Scientific director Darley-Usmar said, “Changes in how cells use energy occur in many disorders. Cancer was the first disease where a change in metabolism was detected and now the unique ability of cancer cells to use glucose is being targeted as a strategy for improving the effectiveness of treatment.
“Over the past six years, we’ve learned a lot about how cells use energy, and how it is affected by both genetics and environmental factors in individuals and populations. In general, people have very different capacities to exercise and live their lives. Some tire faster. Even people with the same BMI can use energy very differently. A bioenergetic health index gives us a better understanding of how this is true, integrating genetics, metabolism and acquired changes in response to different factors that individuals experience.
“In the past, we didn’t know about lactose intolerance or gluten intolerance. There must be many metabolic interactions that work in a similar way. In the future, we may learn more about how to protect mitochondrial function by avoiding the causes of dysfunction.
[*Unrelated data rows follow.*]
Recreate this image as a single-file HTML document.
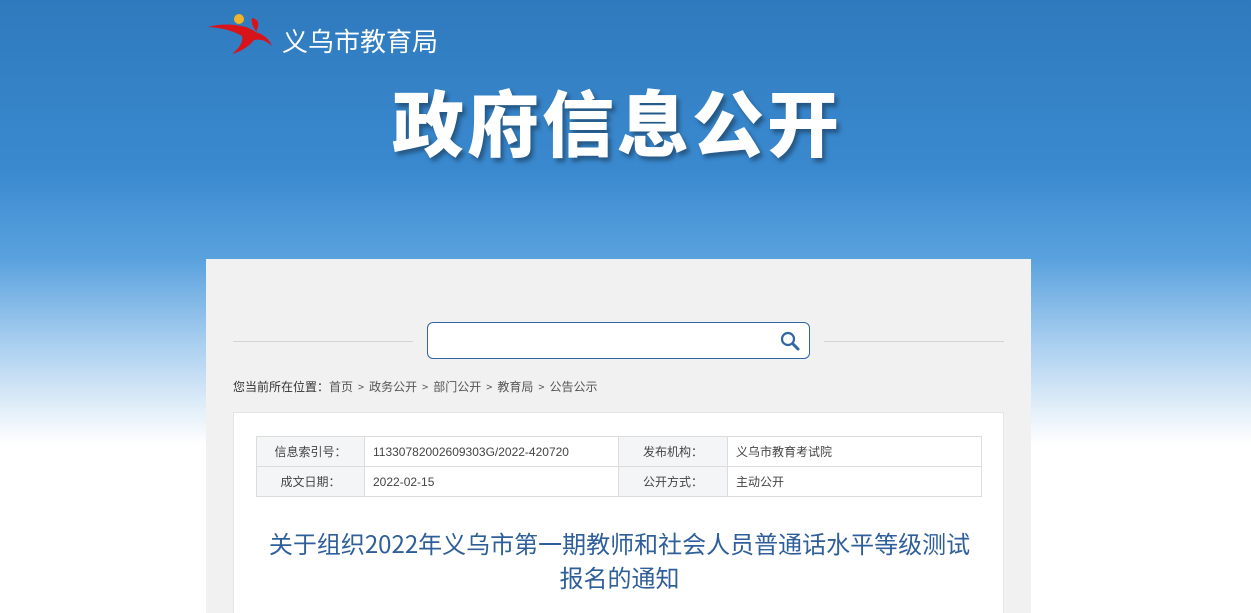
<!DOCTYPE html>
<html><head><meta charset="utf-8">
<style>
*{margin:0;padding:0;box-sizing:border-box}
html,body{width:1251px;height:613px;overflow:hidden}
body{font-family:"Liberation Sans","Noto Sans CJK SC",sans-serif;position:relative;
background:linear-gradient(180deg,#2f7abd 0px,#3a89cf 170px,#5aa2de 260px,#a6cdef 340px,#e3eff9 410px,#fff 445px,#fff 613px);}
.logo{position:absolute;left:206px;top:12px}
.lt{position:absolute;left:282px;top:22px;color:#fff;font-size:26px;font-family:"Noto Sans CJK SC",sans-serif}
.big{position:absolute;left:392px;top:74px;color:#fff;font-size:72px;font-weight:900;font-family:"Noto Sans CJK SC",sans-serif;letter-spacing:3px;text-shadow:3px 4px 4px rgba(0,0,0,.35);line-height:92px}
.main{position:absolute;left:206px;top:259px;width:825px;height:360px;background:#f1f1f1}
.ln{position:absolute;top:82px;height:1px;background:#d4d4d4}
.search{position:absolute;left:221px;top:63px;width:383px;height:37px;border:1px solid #2f66a3;border-radius:6px;background:#fff}
.crumb{position:absolute;left:27px;top:119px;font-size:12px;color:#555;font-family:"Noto Sans CJK SC",sans-serif}
.crumb b{font-weight:normal;color:#333}
.crumb i{font-style:normal;font-size:11px;margin:0 5px}
.card{position:absolute;left:27px;top:153px;width:771px;height:220px;background:#fff;border:1px solid #e4e4e4}
table{position:absolute;left:22px;top:23px;border-collapse:collapse;font-size:12px;color:#444;font-family:"Liberation Sans","Noto Sans CJK SC",sans-serif}
td{border:1px solid #dcdcdc;height:30px;padding:0 8px}
td.k{background:#f4f5f7;text-align:center}
.title{position:absolute;left:0;width:771px;top:113px;text-align:center;color:#2f5f9a;font-size:24px;line-height:34px;font-family:"Noto Sans CJK SC",sans-serif}
</style></head><body>
<svg class="logo" width="72" height="44" viewBox="0 0 72 44">
<circle cx="33" cy="7" r="5" fill="#f0b428"/>
<path d="M2 15 Q20 10 40 15 Q48 18 52 22 Q44 12 46 6 Q56 8 50 20 Q62 24 66 34 Q58 26 48 28 Q40 38 26 42 Q38 32 36 24 Q22 16 2 15Z" fill="#d8141b"/>
</svg>
<div class="lt">义乌市教育局</div>
<div class="big">政府信息公开</div>
<div class="main">
<div class="ln" style="left:27px;width:180px"></div>
<div class="ln" style="left:618px;width:180px"></div>
<div class="search"><svg style="position:absolute;right:9px;top:8px" width="20" height="20" viewBox="0 0 20 20"><circle cx="8" cy="8" r="6" fill="none" stroke="#2f66a3" stroke-width="2.2"/><path d="M12.5 12.5L18 18" stroke="#2f66a3" stroke-width="3" stroke-linecap="round"/></svg></div>
<div class="crumb"><b>您当前所在位置：</b>首页<i>&gt;</i>政务公开<i>&gt;</i>部门公开<i>&gt;</i>教育局<i>&gt;</i>公告公示</div>
<div class="card">
<table>
<tr><td class="k" style="width:108px">信息索引号：</td><td style="width:254px">11330782002609303G/2022-420720</td><td class="k" style="width:109px">发布机构：</td><td style="width:254px">义乌市教育考试院</td></tr>
<tr><td class="k">成文日期：</td><td>2022-02-15</td><td class="k">公开方式：</td><td>主动公开</td></tr>
</table>
<div class="title">关于组织2022年义乌市第一期教师和社会人员普通话水平等级测试<br>报名的通知</div>
</div>
</div>
</body></html>
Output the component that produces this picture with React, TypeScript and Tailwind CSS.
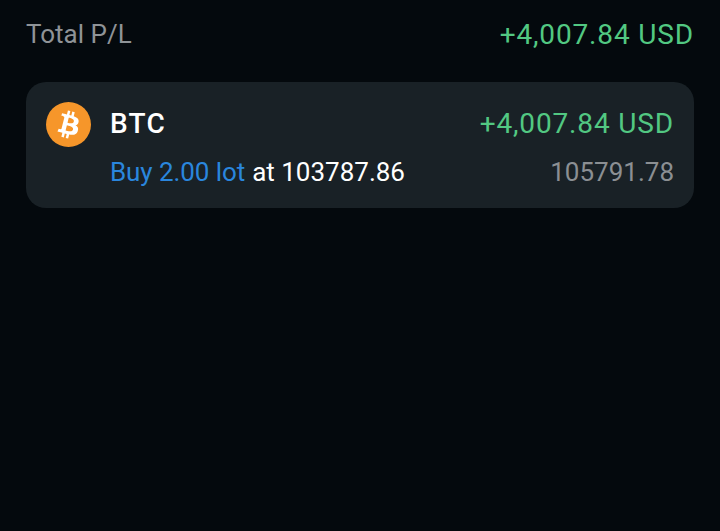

“As we learn to look at what mitochondria do in cells that control immunity, we should get a better understanding of how it relates to innate immunity, infectious diseases and possibly autoimmune disorders. Down the line, we may eventually be able to move from looking at symptoms to identify pathology and shift from diagnostic to prognostic testing. Someday we may measure everyone’s bioenergetic health at birth and at key points in their lives. This could help predict who is at greater risk for mitochondrial changes related to specific diseases so we can start working early to prevent them before they happen,” Darley-Usmar said.
“It’s a long way down the road, but now we have tools that can help us make a start in that direction.”